*DATA EXCERPTS*
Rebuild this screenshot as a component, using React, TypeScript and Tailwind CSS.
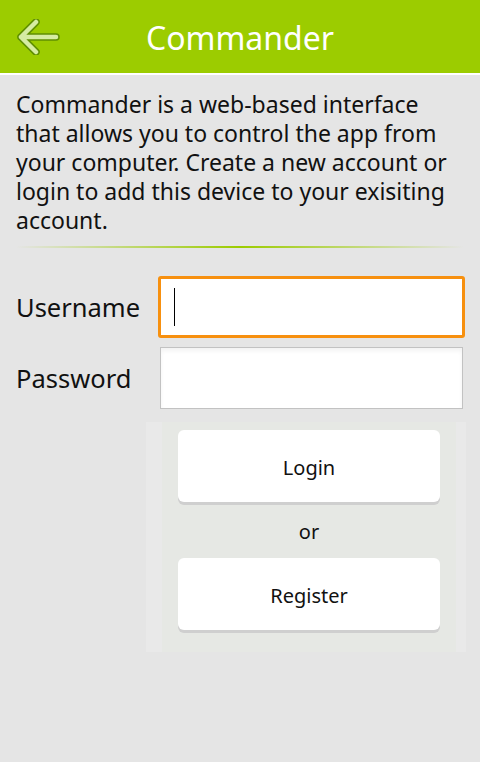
---
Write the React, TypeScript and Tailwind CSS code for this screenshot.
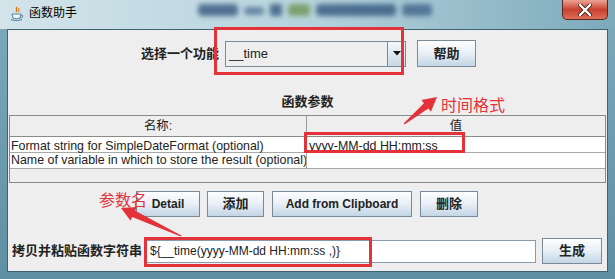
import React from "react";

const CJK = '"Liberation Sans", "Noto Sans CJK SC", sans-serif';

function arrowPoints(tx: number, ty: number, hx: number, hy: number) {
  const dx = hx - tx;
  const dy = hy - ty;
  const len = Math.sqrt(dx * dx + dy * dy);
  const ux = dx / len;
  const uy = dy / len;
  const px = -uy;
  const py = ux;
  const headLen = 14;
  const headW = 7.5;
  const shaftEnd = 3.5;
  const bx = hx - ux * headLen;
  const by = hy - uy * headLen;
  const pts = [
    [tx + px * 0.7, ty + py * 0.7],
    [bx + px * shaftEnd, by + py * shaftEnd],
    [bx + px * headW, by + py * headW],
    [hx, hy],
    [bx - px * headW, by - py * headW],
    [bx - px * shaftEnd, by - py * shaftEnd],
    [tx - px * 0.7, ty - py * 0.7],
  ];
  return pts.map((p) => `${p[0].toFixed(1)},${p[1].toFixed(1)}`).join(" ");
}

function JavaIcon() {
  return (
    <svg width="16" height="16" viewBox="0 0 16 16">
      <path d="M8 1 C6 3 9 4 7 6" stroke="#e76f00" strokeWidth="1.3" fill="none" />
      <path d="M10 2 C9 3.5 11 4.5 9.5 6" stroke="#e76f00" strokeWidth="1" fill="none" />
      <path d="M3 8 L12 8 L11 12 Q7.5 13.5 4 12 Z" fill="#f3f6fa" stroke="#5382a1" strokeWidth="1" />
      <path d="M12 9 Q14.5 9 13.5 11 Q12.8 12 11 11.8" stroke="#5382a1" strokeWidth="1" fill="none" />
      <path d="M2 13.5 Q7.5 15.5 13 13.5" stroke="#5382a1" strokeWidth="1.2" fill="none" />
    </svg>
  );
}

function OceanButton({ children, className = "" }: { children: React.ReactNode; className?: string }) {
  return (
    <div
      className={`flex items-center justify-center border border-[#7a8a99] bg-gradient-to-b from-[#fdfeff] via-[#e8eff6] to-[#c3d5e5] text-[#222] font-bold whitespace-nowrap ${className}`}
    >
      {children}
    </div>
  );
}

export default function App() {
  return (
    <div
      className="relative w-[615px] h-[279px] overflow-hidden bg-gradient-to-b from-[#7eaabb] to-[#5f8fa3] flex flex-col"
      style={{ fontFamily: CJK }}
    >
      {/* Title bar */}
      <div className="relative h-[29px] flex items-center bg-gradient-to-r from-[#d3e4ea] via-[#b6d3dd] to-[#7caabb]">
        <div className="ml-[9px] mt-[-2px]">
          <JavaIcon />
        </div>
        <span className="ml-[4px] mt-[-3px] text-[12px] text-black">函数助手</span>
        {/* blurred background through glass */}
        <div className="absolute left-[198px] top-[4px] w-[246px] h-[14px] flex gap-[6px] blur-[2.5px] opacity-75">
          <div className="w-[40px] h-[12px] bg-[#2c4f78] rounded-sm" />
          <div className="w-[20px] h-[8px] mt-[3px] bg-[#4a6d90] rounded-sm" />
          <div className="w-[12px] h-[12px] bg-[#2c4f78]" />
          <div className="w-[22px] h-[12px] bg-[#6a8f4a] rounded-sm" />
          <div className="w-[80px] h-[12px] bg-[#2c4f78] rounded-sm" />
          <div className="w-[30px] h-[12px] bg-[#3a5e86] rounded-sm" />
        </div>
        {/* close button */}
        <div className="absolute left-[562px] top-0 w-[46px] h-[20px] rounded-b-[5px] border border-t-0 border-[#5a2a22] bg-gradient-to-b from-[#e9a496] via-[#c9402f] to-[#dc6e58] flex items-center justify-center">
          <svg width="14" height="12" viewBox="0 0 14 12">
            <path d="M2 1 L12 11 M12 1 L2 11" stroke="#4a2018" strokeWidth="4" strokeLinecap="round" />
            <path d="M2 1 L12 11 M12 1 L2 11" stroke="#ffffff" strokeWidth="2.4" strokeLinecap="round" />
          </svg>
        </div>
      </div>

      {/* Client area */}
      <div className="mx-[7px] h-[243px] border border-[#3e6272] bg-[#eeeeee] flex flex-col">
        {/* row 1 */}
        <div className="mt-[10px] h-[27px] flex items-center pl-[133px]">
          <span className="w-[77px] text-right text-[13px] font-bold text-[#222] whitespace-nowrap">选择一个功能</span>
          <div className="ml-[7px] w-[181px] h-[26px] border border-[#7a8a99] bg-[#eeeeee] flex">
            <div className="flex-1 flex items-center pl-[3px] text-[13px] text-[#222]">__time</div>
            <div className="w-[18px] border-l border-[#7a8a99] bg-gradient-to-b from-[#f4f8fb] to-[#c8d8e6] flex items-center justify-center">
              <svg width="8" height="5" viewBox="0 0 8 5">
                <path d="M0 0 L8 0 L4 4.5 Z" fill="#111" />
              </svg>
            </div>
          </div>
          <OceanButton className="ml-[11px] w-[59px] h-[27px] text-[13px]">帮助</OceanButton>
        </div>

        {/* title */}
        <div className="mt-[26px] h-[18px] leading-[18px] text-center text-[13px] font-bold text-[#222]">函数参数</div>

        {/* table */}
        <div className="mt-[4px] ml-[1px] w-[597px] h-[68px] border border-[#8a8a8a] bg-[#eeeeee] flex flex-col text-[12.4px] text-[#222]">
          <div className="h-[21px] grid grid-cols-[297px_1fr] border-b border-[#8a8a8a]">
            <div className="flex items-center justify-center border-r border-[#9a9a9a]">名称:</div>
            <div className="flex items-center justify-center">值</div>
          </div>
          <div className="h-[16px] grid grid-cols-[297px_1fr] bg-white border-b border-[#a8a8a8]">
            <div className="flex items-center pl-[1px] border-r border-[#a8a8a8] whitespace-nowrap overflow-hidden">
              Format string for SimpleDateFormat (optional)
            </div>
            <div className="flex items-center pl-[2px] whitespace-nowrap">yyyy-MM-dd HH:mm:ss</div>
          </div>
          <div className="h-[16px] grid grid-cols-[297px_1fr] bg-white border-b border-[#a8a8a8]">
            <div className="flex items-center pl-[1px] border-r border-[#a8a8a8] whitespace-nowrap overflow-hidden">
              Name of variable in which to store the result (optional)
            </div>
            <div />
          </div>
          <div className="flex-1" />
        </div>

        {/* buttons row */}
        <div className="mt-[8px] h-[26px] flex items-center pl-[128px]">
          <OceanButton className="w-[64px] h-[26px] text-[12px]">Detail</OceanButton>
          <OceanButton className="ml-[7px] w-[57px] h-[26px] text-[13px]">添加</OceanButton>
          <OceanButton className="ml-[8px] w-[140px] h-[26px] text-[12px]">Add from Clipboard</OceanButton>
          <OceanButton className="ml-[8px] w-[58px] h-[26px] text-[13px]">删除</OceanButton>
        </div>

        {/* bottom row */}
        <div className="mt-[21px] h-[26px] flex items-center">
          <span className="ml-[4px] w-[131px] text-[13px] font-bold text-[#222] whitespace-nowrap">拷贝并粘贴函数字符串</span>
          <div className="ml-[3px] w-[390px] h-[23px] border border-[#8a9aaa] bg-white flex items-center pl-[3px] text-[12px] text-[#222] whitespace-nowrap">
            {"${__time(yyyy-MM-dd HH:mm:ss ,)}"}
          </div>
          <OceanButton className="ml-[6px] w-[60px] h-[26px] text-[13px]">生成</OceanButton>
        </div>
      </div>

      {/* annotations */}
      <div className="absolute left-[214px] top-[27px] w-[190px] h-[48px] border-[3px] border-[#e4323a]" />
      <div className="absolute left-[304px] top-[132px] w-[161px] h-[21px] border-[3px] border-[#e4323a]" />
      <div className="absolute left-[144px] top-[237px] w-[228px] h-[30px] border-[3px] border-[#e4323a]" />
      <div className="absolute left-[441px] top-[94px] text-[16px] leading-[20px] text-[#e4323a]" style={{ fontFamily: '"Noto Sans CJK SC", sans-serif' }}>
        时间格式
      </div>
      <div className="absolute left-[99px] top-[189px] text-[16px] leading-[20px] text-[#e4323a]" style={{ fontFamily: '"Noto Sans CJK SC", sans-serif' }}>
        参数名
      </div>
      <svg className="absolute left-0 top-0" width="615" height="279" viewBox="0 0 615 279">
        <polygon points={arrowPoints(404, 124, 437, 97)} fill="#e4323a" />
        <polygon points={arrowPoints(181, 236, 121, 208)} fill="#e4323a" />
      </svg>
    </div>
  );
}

*THE TASK*
Select every line above that contains the word "React", and copy it.

*TASK RESPONSE*
Rebuild this screenshot as a component, using React, TypeScript and Tailwind CSS.
Write the React, TypeScript and Tailwind CSS code for this screenshot.
import React from "react";
function OceanButton({ children, className = "" }: { children: React.ReactNode; className?: string }) {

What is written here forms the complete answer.